Questo non è il metodo adeguato per risolvere la situazione: per ogni morto palestinese decine di reclute affluiscono in Hamas ed in altri gruppi estremisti. Certo, il terrorismo non è mai condonabile. Ma se consideriamo un atto terrorista il lancio di un razzo casalingo che fa pochi feriti, come dovremmo considerare il lancio di una bomba intelligente che fa decine di morti?
Come risolvere il conflitto
L’unico modo per risolvere il conflitto è un dialogo serio, con un attore riconosciuto internazionalmente, ovvero l’ANP. Se gli israeliani non sanno come fare, lo domandino ai britannici. Il Regno Unito aveva una situazione paragonabile a quella palestinese in Irlanda e gli attacchi terroristici erano all’ordine del giorno. Hanno provato per decenni a risolvere le cose con la repressione militare. Tuttavia non hanno ottenuto niente finché non si sono seduti a un tavolo e non hanno dialogato, con sincerità e senza pregiudizi.
La soluzione al conflitto palestinese esiste già: la Risoluzione 181(II) dell’ONU, che sancisce la creazione di uno stato ebraico ed uno arabo in Palestina. Ci sarebbe anche uno statuto speciale per Gerusalemme che terrebbe conto dell’estrema importanza che questa città riveste per entrambi i popoli.

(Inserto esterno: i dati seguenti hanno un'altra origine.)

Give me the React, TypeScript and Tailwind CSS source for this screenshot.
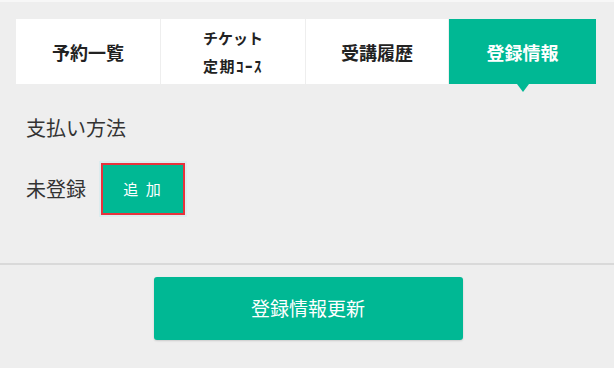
import React from "react"

const font = { fontFamily: '"Noto Sans CJK JP", "Noto Sans", sans-serif' }

const tabs = [
  { key: "reserve", lines: ["予約一覧"] },
  { key: "ticket", lines: ["チケット", "定期ｺｰｽ"] },
  { key: "history", lines: ["受講履歴"] },
  { key: "profile", lines: ["登録情報"] },
]

export default function App() {
  const active = "profile"

  return (
    <div className="w-[614px] h-[368px] bg-[#eeeeee] overflow-hidden" style={font}>
      <div className="h-[2px] bg-[#f7f7f7]" />

      {/* tabs */}
      <div className="ml-[16px] mt-[17px] grid grid-cols-[144px_144px_142px_147px] gap-px h-[65px]">
        {tabs.map(t => {
          const on = t.key === active
          return (
            <div
              key={t.key}
              className={
                on
                  ? "relative flex flex-col items-center justify-center bg-[#00b894] text-white font-bold"
                  : "relative flex flex-col items-center justify-center bg-white text-[#222222] font-bold"
              }
            >
              {t.lines.length === 1 ? (
                <span className="text-[18px] leading-none">{t.lines[0]}</span>
              ) : (
                <>
                  <span className="text-[15px] leading-[28px]">{t.lines[0]}</span>
                  <span className="text-[15px] leading-[28px] tracking-[1.5px]">{t.lines[1]}</span>
                </>
              )}
              {on && (
                <span className="absolute left-1/2 top-full -translate-x-1/2 w-0 h-0 border-l-[6px] border-r-[6px] border-t-[8px] border-l-transparent border-r-transparent border-t-[#00b894]" />
              )}
            </div>
          )
        })}
      </div>

      {/* payment */}
      <div className="px-[26px] pt-[30px]">
        <p className="text-[20px] leading-[28px] text-[#333333]">支払い方法</p>
        <div className="mt-[21px] flex items-center gap-[15px]">
          <span className="text-[20px] leading-[28px] text-[#333333]">未登録</span>
          <button className="w-[84px] h-[52px] bg-[#00b894] border-2 border-[#e8323c] shadow-[0_0_0_2px_#dcecee] text-white text-[15px] tracking-[2px]">
            追 加
          </button>
        </div>
      </div>

      <div className="mt-[48px] h-[2px] bg-[#d9d9d9]" />

      <div className="flex justify-center pt-[12px]">
        <button className="ml-[2px] w-[309px] h-[63px] rounded-[3px] bg-[#00b894] shadow-[0_1px_2px_rgba(0,0,0,0.15)] text-white text-[19px]">
          登録情報更新
        </button>
      </div>
    </div>
  )
}
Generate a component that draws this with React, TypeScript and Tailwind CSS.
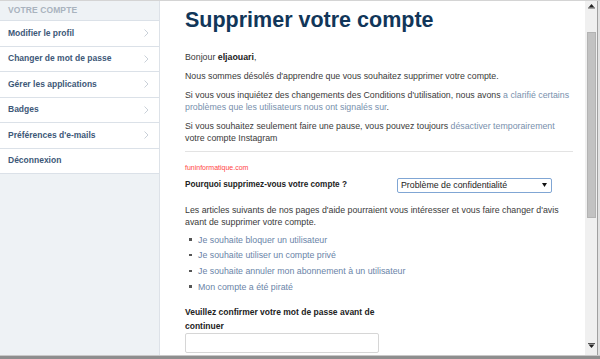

Esiste anche un piano per implementare a livello pratico tale risoluzione, quello sancito dai sopra menzionati colloqui di Oslo, negoziato in piena libertà da entrambe le parti.
Il governo di Tel Aviv dice di voler garantire innanzitutto la sicurezza della propria popolazione e del proprio territorio, ma la violenza non è la soluzione adeguata. Se lo fosse, con la superiorità militare di cui l’esercito israeliano dispone, il conflitto sarebbe ormai terminato da decenni.
L’unica strada possibile è la creazione di uno Stato Palestinese solido, che possa esercitare un controllo sul proprio territorio. Solo così verranno garantite la sicurezza e la pace nella regione.